_Stated problem:_ Your answer should be a single number: how many lines in the data below hold the string "this".

(Pages as source code)
___

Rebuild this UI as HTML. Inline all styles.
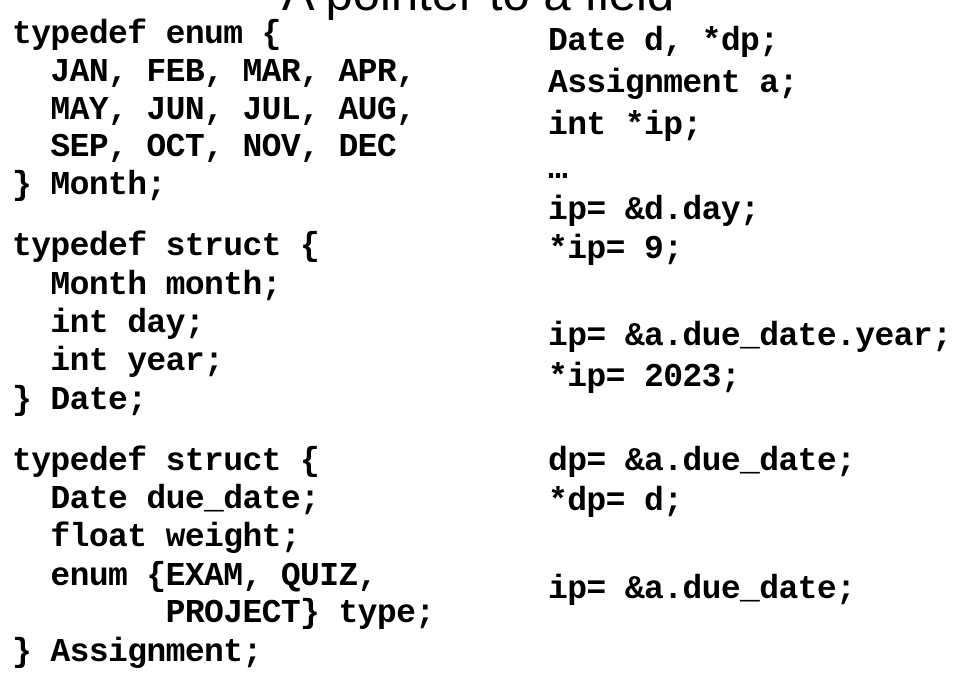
<!DOCTYPE html>
<html><head><meta charset="utf-8"><style>
html,body{margin:0;padding:0;background:#fff;width:956px;height:674px;overflow:hidden;position:relative}
.t{position:absolute;left:0;width:956px;text-align:center;top:-27px;font:49px/42px "Liberation Sans",sans-serif;color:#000}
.l{position:absolute;font:bold 33px/38px "Liberation Mono",monospace;letter-spacing:-0.6px;color:#000;white-space:pre}
</style></head><body>
<div class="t">A pointer to a field</div>
<div class="l" style="left:12px;top:16px">typedef enum {</div>
<div class="l" style="left:12px;top:54px">  JAN, FEB, MAR, APR,</div>
<div class="l" style="left:12px;top:92px">  MAY, JUN, JUL, AUG,</div>
<div class="l" style="left:12px;top:129px">  SEP, OCT, NOV, DEC</div>
<div class="l" style="left:12px;top:167px">} Month;</div>
<div class="l" style="left:12px;top:228px">typedef struct {</div>
<div class="l" style="left:12px;top:267px">  Month month;</div>
<div class="l" style="left:12px;top:305px">  int day;</div>
<div class="l" style="left:12px;top:343px">  int year;</div>
<div class="l" style="left:12px;top:382px">} Date;</div>
<div class="l" style="left:12px;top:443px">typedef struct {</div>
<div class="l" style="left:12px;top:481px">  Date due_date;</div>
<div class="l" style="left:12px;top:519px">  float weight;</div>
<div class="l" style="left:12px;top:558px">  enum {EXAM, QUIZ,</div>
<div class="l" style="left:12px;top:595px">        PROJECT} type;</div>
<div class="l" style="left:12px;top:634px">} Assignment;</div>

<div class="l" style="left:548px;top:23px">Date d, *dp;</div>
<div class="l" style="left:548px;top:65px">Assignment a;</div>
<div class="l" style="left:548px;top:107px">int *ip;</div>
<div class="l" style="left:548px;top:151px">…</div>
<div class="l" style="left:548px;top:192px">ip= &amp;d.day;</div>
<div class="l" style="left:548px;top:231px">*ip= 9;</div>
<div class="l" style="left:548px;top:318px">ip= &amp;a.due_date.year;</div>
<div class="l" style="left:548px;top:359px">*ip= 2023;</div>
<div class="l" style="left:548px;top:443px">dp= &amp;a.due_date;</div>
<div class="l" style="left:548px;top:483px">*dp= d;</div>
<div class="l" style="left:548px;top:571px">ip= &amp;a.due_date;</div>
</body></html>
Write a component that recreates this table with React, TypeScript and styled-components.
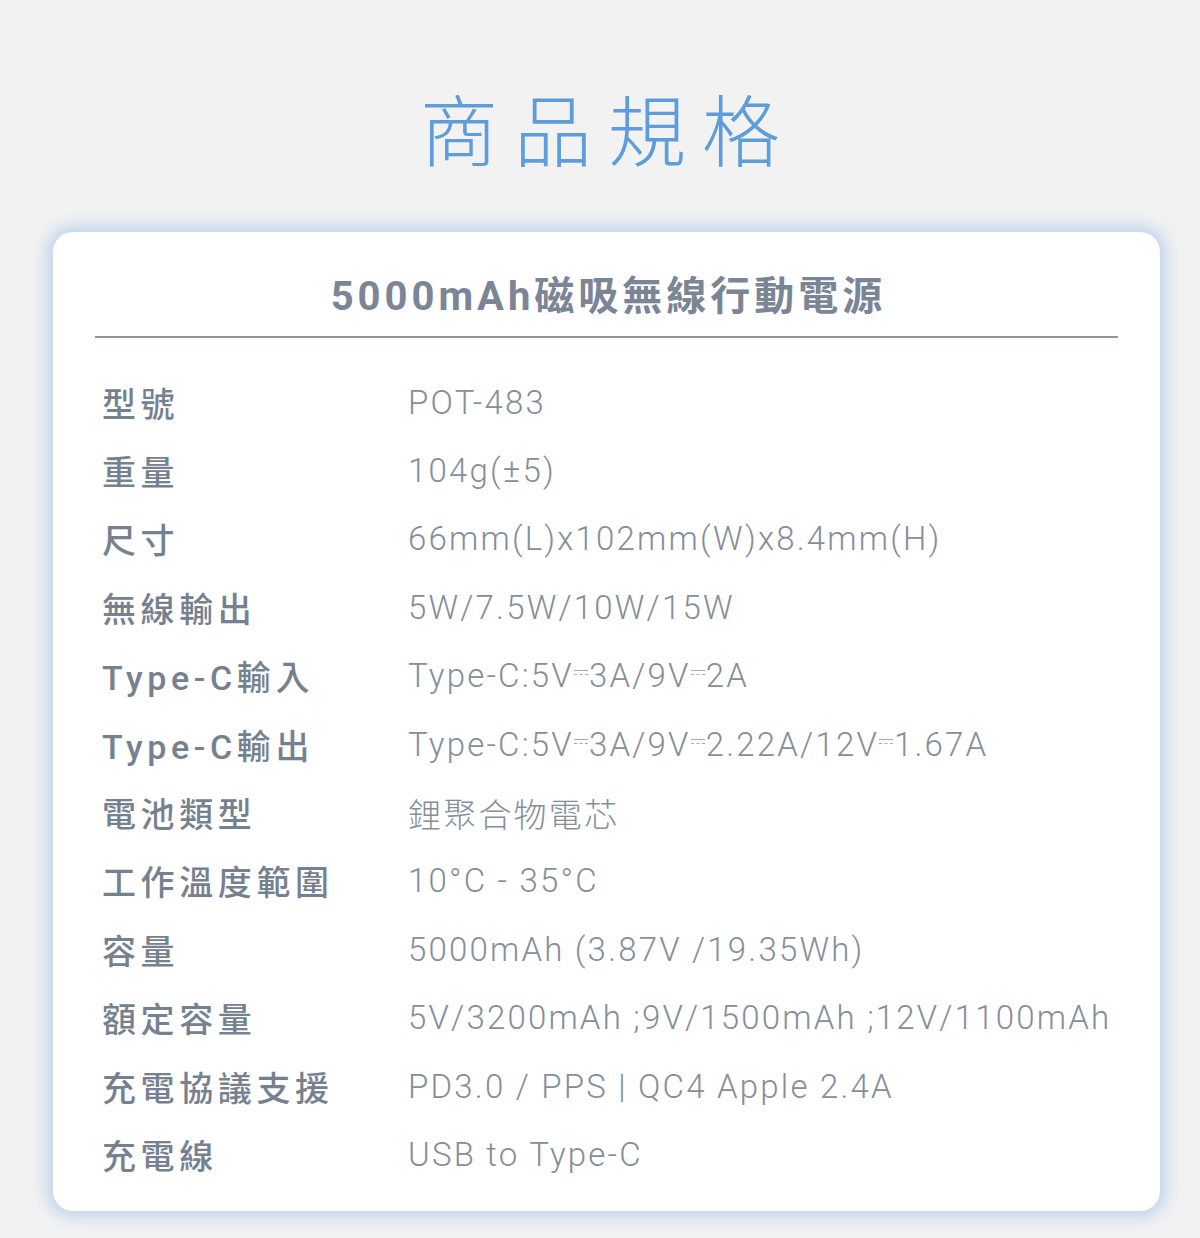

___

_Exercise result:_ 2